Spontaneously Alive and Well
kiwifarms.net
See how long takes for it to blink and engage in the most bizarre staring contest.

You have the ability to assemble a team to develop a great video game, but it has to be about the most repulsive thing imaginable. What would you make it about?
 

Old Man Mario

The ladies used to call me Jumpman
kiwifarms.net
The VR Porno of Horror video game with the most realistic levels based on: The Gunt Tape, Dustin Diamond's sex tape, Two Girls One Cup, One Guy One Jar, and Smurf-In-Hand's Blue Moon Nursery. You can actually smell, taste, and feel everything going on.

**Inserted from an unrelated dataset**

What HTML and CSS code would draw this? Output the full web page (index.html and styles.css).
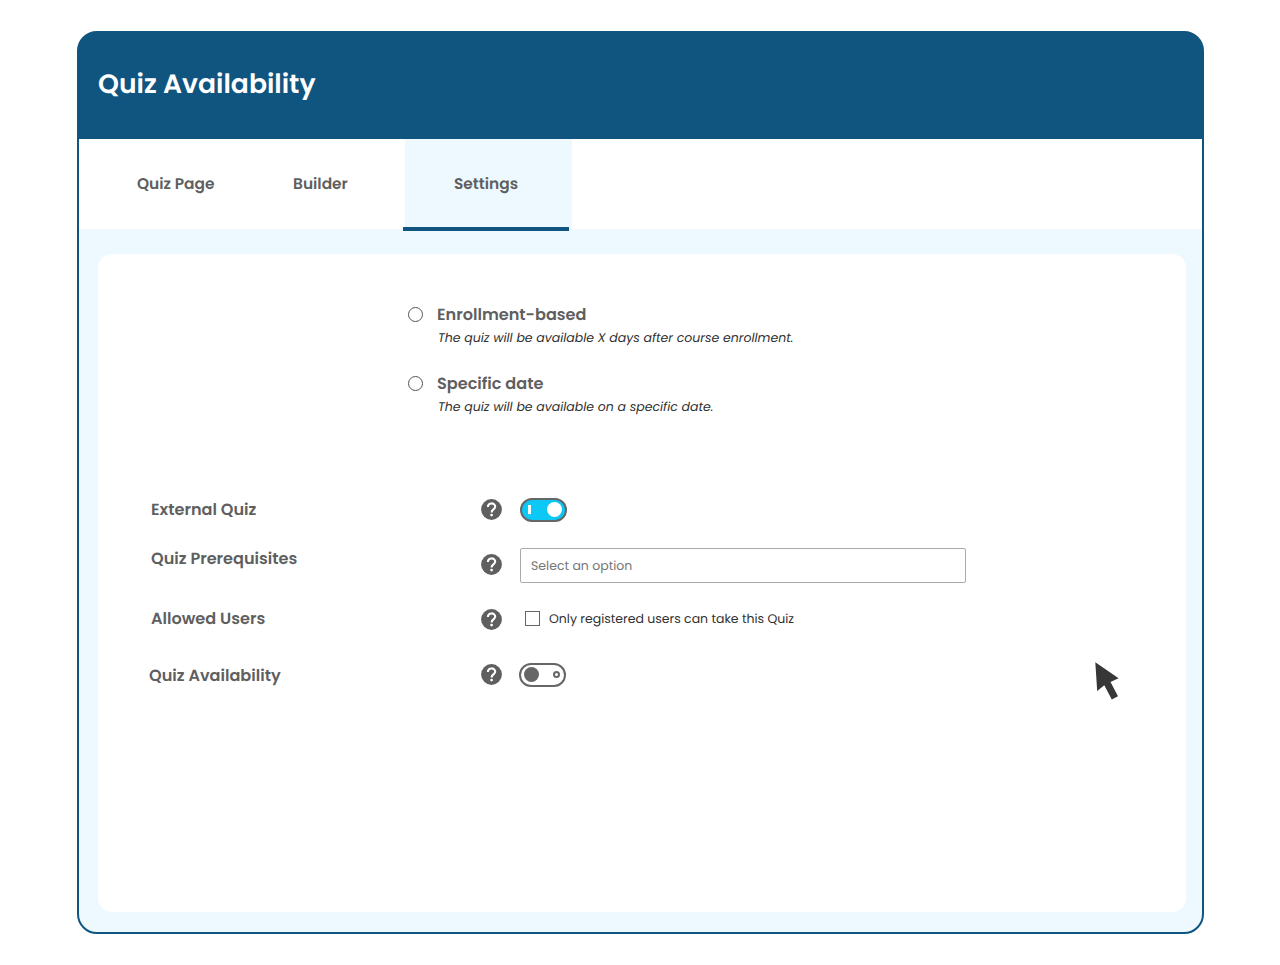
FILE: index.html
```html
<!DOCTYPE html>
<html lang="en">

<head>
    <meta charset="UTF-8">
    <meta name="viewport" content="width=device-width, initial-scale=1.0">
    <title>Quiz Availability</title>
    <link rel="stylesheet" href="styles.css">
</head>

<body>
    <div class="window">
        <header class="header">
            <h1>Quiz Availability</h1>
        </header>

        <!-- Tabs -->
        <nav class="tabs">
            <a class="tab tab-page">Quiz Page</a>
            <a class="tab tab-builder">Builder</a>
            <a class="tab tab-settings active">Settings</a>
        </nav>

        <main class="content">
            <div class="panel">
                <!-- Availability options -->
                <div class="options">
                    <div class="option">
                        <span class="radio"></span>
                        <div>
                            <div class="option-title">Enrollment-based</div>
                            <p>The quiz will be available X days after course enrollment.</p>
                        </div>
                    </div>
                    <div class="option">
                        <span class="radio"></span>
                        <div>
                            <div class="option-title">Specific date</div>
                            <p>The quiz will be available on a specific date.</p>
                        </div>
                    </div>
                </div>

                <!-- Settings -->
                <div class="settings">
                    <div class="row">
                        <span class="label">External Quiz</span>
                        <svg class="help" viewBox="0 0 21 21">
                            <circle cx="10.5" cy="10.5" r="10.4" fill="#5f5f5f" />
                            <path d="M6.9 8C6.9 3.2 14.2 3.4 14.2 7.6C14.2 10.5 10.6 10.2 10.6 13.4" fill="none" stroke="#fff" stroke-width="2.1" />
                            <circle cx="10.6" cy="16.1" r="1.4" fill="#fff" />
                        </svg>
                        <div class="toggle on"><span class="bar"></span><span class="knob"></span></div>
                    </div>
                    <div class="row">
                        <span class="label prerequisites">Quiz Prerequisites</span>
                        <svg class="help" viewBox="0 0 21 21">
                            <circle cx="10.5" cy="10.5" r="10.4" fill="#5f5f5f" />
                            <path d="M6.9 8C6.9 3.2 14.2 3.4 14.2 7.6C14.2 10.5 10.6 10.2 10.6 13.4" fill="none" stroke="#fff" stroke-width="2.1" />
                            <circle cx="10.6" cy="16.1" r="1.4" fill="#fff" />
                        </svg>
                        <div class="select">Select an option</div>
                    </div>
                    <div class="row">
                        <span class="label users">Allowed Users</span>
                        <svg class="help" viewBox="0 0 21 21">
                            <circle cx="10.5" cy="10.5" r="10.4" fill="#5f5f5f" />
                            <path d="M6.9 8C6.9 3.2 14.2 3.4 14.2 7.6C14.2 10.5 10.6 10.2 10.6 13.4" fill="none" stroke="#fff" stroke-width="2.1" />
                            <circle cx="10.6" cy="16.1" r="1.4" fill="#fff" />
                        </svg>
                        <div class="check"><span class="checkbox"></span><span class="check-text">Only registered users can take this Quiz</span></div>
                    </div>
                    <div class="row">
                        <span class="label availability">Quiz Availability</span>
                        <svg class="help" viewBox="0 0 21 21">
                            <circle cx="10.5" cy="10.5" r="10.4" fill="#5f5f5f" />
                            <path d="M6.9 8C6.9 3.2 14.2 3.4 14.2 7.6C14.2 10.5 10.6 10.2 10.6 13.4" fill="none" stroke="#fff" stroke-width="2.1" />
                            <circle cx="10.6" cy="16.1" r="1.4" fill="#fff" />
                        </svg>
                        <div class="toggle off"><span class="knob"></span><span class="ring"></span></div>
                    </div>
                </div>
            </div>
        </main>
    </div>

    <!-- Mouse pointer -->
    <svg class="cursor" viewBox="0 0 24 38">
        <path d="M0.3 0.3L23.6 16.2L15.5 20L23 34.3L16.8 37.5L9.3 23.2L2.2 29Z" fill="#373737" />
    </svg>
</body>

</html>
```

FILE: styles.css
```css
* {
    box-sizing: border-box;
}

body {
    margin: 0;
    padding: 31px 0 0 77px;
    background: #fff;
    color: #5f5f5f;
    font-family: Poppins, Inter, sans-serif;
    text-rendering: geometricPrecision;
}

.window {
    display: flex;
    flex-direction: column;
    width: 1127px;
    height: 903px;
    border: 2px solid #10557f;
    border-radius: 20px;
    background: linear-gradient(#10557f 106px, #edf9fe 106px);
    overflow: hidden;
}

.header {
    display: flex;
    align-items: center;
    height: 106px;
    padding: 0 0 2px 19px;
}

h1 {
    margin: 0;
    color: #fff;
    font-size: 26.6px;
    font-weight: 600;
    line-height: 40px;
}

/* Tabs */
.tabs {
    display: flex;
    height: 90px;
    background: #fff;
}

.tab {
    position: relative;
    padding-top: 33px;
    font-size: 15.4px;
    font-weight: 600;
    line-height: 25px;
    white-space: nowrap;
}

.tab-page {
    width: 156px;
    margin-left: 58px;
}

.tab-builder {
    width: 112px;
}

.tab-settings {
    width: 167px;
    padding-left: 49px;
}

.tab.active {
    background: #edf9fe;
}

.tab.active::after {
    content: "";
    position: absolute;
    left: -2px;
    bottom: -2px;
    width: 166px;
    height: 4px;
    background: #10557f;
}

.content {
    flex: 1;
    padding: 25px 16px 20px 19px;
}

.panel {
    height: 100%;
    border-radius: 14px;
    background: #fff;
}

/* Radio options */
.options {
    height: 228px;
    padding: 49px 0 0 310px;
}

.option {
    display: flex;
    height: 69px;
}

.radio {
    width: 15px;
    height: 15px;
    margin: 3.5px 14px 0 0;
    border: 1px solid #555;
    border-radius: 50%;
}

.option-title {
    font-size: 16.1px;
    font-weight: 600;
    line-height: 24px;
}

.option p {
    margin: 1px 0 0 1px;
    color: #303030;
    font-size: 12.5px;
    font-style: italic;
    line-height: 22px;
}

/* Settings rows */
.row {
    display: grid;
    grid-template-columns: 330px 39px 1fr;
    align-items: center;
    height: 55px;
    padding-left: 53px;
}

.label {
    font-size: 16.1px;
    font-weight: 600;
    line-height: 24px;
}

.prerequisites {
    margin-bottom: 11px;
}

.users {
    margin-bottom: 2px;
}

.availability {
    margin: 2px 0 0 -2px;
}

.help {
    width: 21px;
    height: 21px;
}

.toggle {
    display: flex;
    align-items: center;
    justify-content: space-between;
    width: 47px;
    height: 24px;
    border: 2px solid #666;
    border-radius: 12px;
}

.toggle.on {
    padding: 0 3px 0 6px;
    background: #0cc8f4;
}

.toggle.off {
    margin-left: -1px;
    padding: 0 4px 0 3px;
}

.bar {
    width: 3px;
    height: 9px;
    background: #fff;
}

.knob {
    width: 15px;
    height: 15px;
    border-radius: 50%;
    background: #666;
}

.on .knob {
    background: #fff;
}

.ring {
    width: 7px;
    height: 7px;
    border: 2px solid #666;
    border-radius: 50%;
}

.select {
    display: flex;
    align-items: center;
    width: 446px;
    height: 35px;
    margin-top: 2px;
    padding: 2px 0 0 10px;
    border: 1px solid #aaa;
    border-radius: 2px;
    color: #757575;
    font-size: 12.5px;
}

.check {
    display: flex;
    align-items: center;
    gap: 9px;
    height: 22px;
    margin-bottom: 2px;
    padding-left: 5px;
    color: #303030;
    font-size: 12.5px;
}

.check-text {
    padding-top: 2px;
}

.checkbox {
    width: 15px;
    height: 15px;
    border: 1px solid #666;
}

.cursor {
    position: absolute;
    left: 1095px;
    top: 662px;
    width: 24px;
    height: 38px;
}
```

You get to have one new car of your choice every year but the price is you have to have sex once a month with Dr Fauci until he dies and then one last time after he dies. You doing it?

Oh and since I'm predicting your response, Let me know what it's like fucking him in the Batmobile.
 

Dolphin Lundgren

One suave fucker.
True & Honest Fan
kiwifarms.net
Nope. I wouldn't take the deal. I'd rather ride the bus than fuck Dr. Fauci.

You have invented the first and only time machine, but it only goes back in time, not forward. You must test it and go back, but will have to stay in that era for the rest of your life. Where do you go?

 

Large

kiwifarms.net
Yesterday.

If you could controll water effortlessly with your mind in any way you wanted what would you do with this power?